Step 1: Setting Up Your Python Virtual Environment
Before diving into PySpark and Delta Lake, it’s a good practice to create a Python virtual environment. This isolates your project dependencies, ensuring they don’t interfere with other projects.
Step 1: Create a Virtual Environment Navigate to your project directory and create a virtual environment:
python -m venv datalake_env
Step 2: Activate the Virtual Environment
- On macOS/Linux:
source datalake_env/bin/activate
- On Windows:
datalake_env\Scripts\activate
Step 2: Install Required Packages
With your virtual environment activated, install PySpark and Delta Lake:
pip install --upgrade pyspark # Upgrade PySpark to the latest version
pip install delta-spark==3.2 # Install a compatible Delta Lake version
pip install jupyter # Notebook to run the code
pip install geopandas
# start jupyter notebook
jupyter notebook
Step 3: Set Up PySpark with Delta Lake
Now that you’ve set up your environment, you’ll need to configure Spark to work with Delta Lake.
- In your Python script or Jupyter Notebook, configure Spark to use Delta Lake:
import pyspark
from delta import *
builder = pyspark.sql.SparkSession.builder.appName("MyApp") \
.config("spark.sql.extensions", "io.delta.sql.DeltaSparkSessionExtension") \
.config("spark.sql.catalog.spark_catalog", "org.apache.spark.sql.delta.catalog.DeltaCatalog")
spark = configure_spark_with_delta_pip(builder).getOrCreate()
Step 4: Download and Prepare New York City Taxi Data
- Download Data: Obtain the New York City taxi trip data(a perfect dataset for Data Lake use cases ) from NYC Taxi and Limousine Commission. For this guide, you might choose a sample file like
yellow_tripdata_2024-01.parquet
. - Load Data into PySpark: Create a Python script or Jupyter Notebook and set up the Spark session:
! wget https://d37ci6vzurychx.cloudfront.net/trip-data/yellow_tripdata_2024-01.parquet .
df = spark.read.parquet("yellow_tripdata_2024-01.parquet")
df.show(5)
Step 5: Create and Manage Delta Tables in Data Lake
- Write and Read Data from Delta Table: Save the DataFrame as a Delta table for efficient querying and updates
df.write.format("delta").mode("overwrite").save("/content/nytaxi_delta_table")
delta_df = spark.read.format("delta").load("/content/nytaxi_delta_table")
delta_df.show(5)
Step 6: Transforming Data Using PySpark
Now let’s perform some data transformations to clean and prepare the data for analysis.
Pre-Transformation View
- Filter trips with distance greater than 1 mile and passenger count less than 5.
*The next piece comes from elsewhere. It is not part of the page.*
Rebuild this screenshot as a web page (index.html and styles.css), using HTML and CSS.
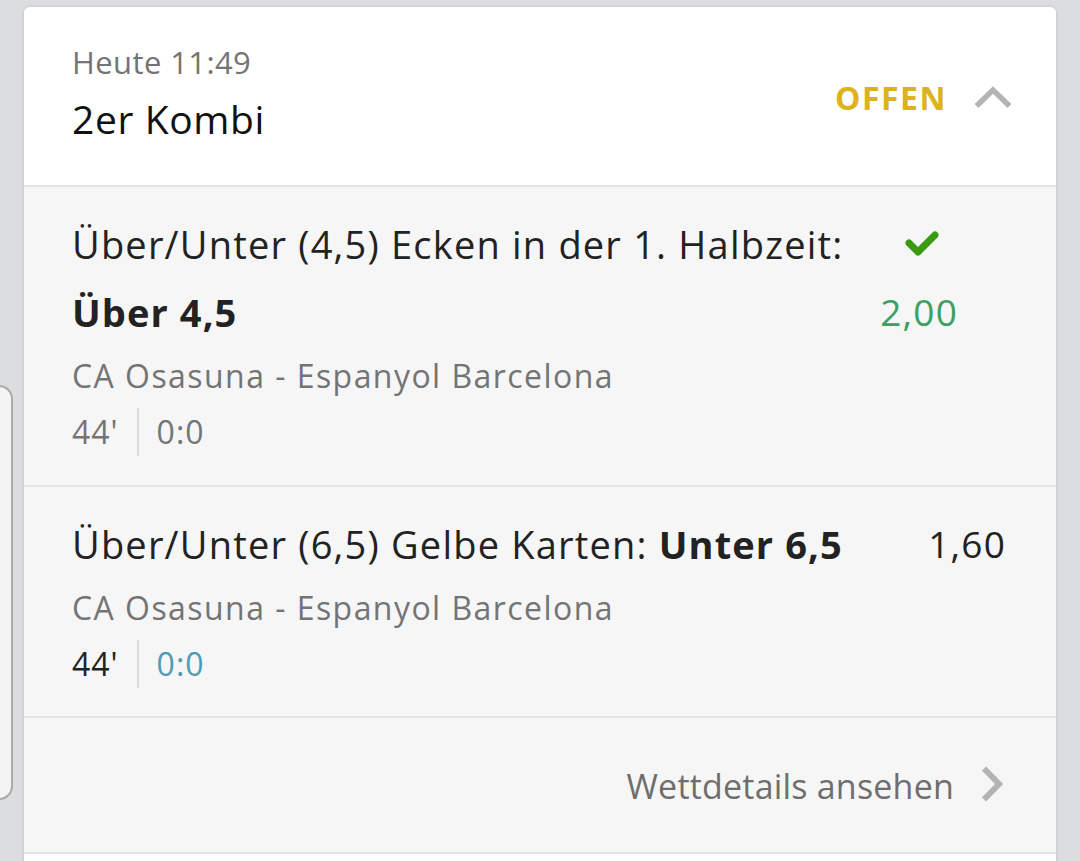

- Add a new column calculating trip duration in minutes
filtered_df = delta_df.filter((delta_df.trip_distance > 1) & (delta_df.passenger_count < 5))
from pyspark.sql.functions import col, unix_timestamp, round
transformed_df = filtered_df.withColumn(
"trip_duration",
round((unix_timestamp(col("tpep_dropoff_datetime")) - unix_timestamp(col("tpep_pickup_datetime"))) / 60, 2)
)
transformed_df.show(5)
3. Group by VendorID and calculate the average trip duration:
avg_duration_df = transformed_df.groupBy("VendorID").avg("trip_duration")
avg_duration_df.show()
+--------+------------------+
|VendorID|avg(trip_duration)|
+--------+------------------+
| 1|19.204002108542397|
| 2|18.543873848867833|
+--------+------------------+
4. Identify peak times by hour:
from pyspark.sql.functions import hour
peak_times_df = transformed_df.groupBy(hour("tpep_pickup_datetime").alias("hour")).count().orderBy("hour")
peak_times_df.show()
+----+------+
|hour| count|
+----+------+
| 0| 56024|
| 1| 35794|
| 2| 25240|
| 3| 16282|
| 4| 10612|
| 5| 12931|
| 6| 28417|
| 7| 57112|
| 8| 77286|
| 9| 86733|
| 10| 94516|
| 11|100894|
| 12|109917|
| 13|114464|
| 14|124946|
| 15|129590|
| 16|131931|
| 17|140441|
| 18|143232|
| 19|127176|
+----+------+
only showing top 20 rows
Step 6: Geo Spacial Analysis
Download data from TLC Trip Record Data website and join it with the trip Dataframe. Details steps explained at: Databricks website
import geopandas as gpd
file_url = "https://d37ci6vzurychx.cloudfront.net/misc/taxi_zones.zip"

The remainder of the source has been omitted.